Community and contributor profiles
The library depends on contributors who share their work. Photographers and illustrators can build profiles, collect likes and downloads, appear in search results, and reach designers, writers, startups, educators, and brands. That visibility is part of the exchange, even when many downloads are free.
License and reuse
Unsplash is famous for broad free reuse, but users still need to understand the Unsplash license. The license allows wide use while restricting some behavior, including selling unmodified copies or building a competing service from the photos. Commercial work may also need judgment about people, trademarks, property, and sensitive contexts.
Unsplash Plus and the business layer
Unsplash began as a free-photo community, but its product has grown to include premium inventory, brand partnerships, API integrations, and commercial services. That mix reflects a larger tension in free media platforms: users expect low-friction access, while platforms and creators still need sustainable incentives.

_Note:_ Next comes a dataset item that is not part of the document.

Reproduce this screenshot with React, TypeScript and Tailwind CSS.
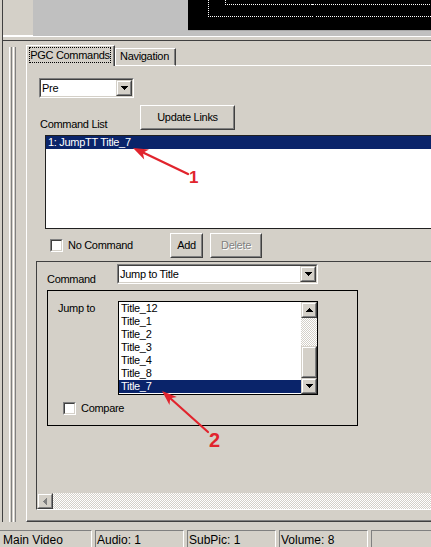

Part of modern design workflows
Unsplash is woven into design and publishing tools because images are needed everywhere. Its API and integrations help photos appear inside website builders, presentation tools, product mockups, note apps, and creative software. The result is that many people encounter Unsplash images without visiting the site directly.
Why it matters
Unsplash matters because it changed expectations for stock photography. It made high-quality images feel abundant, searchable, and easy to use, while also raising questions about creator credit, originality, overused visuals, license literacy, and the economics of free creative work.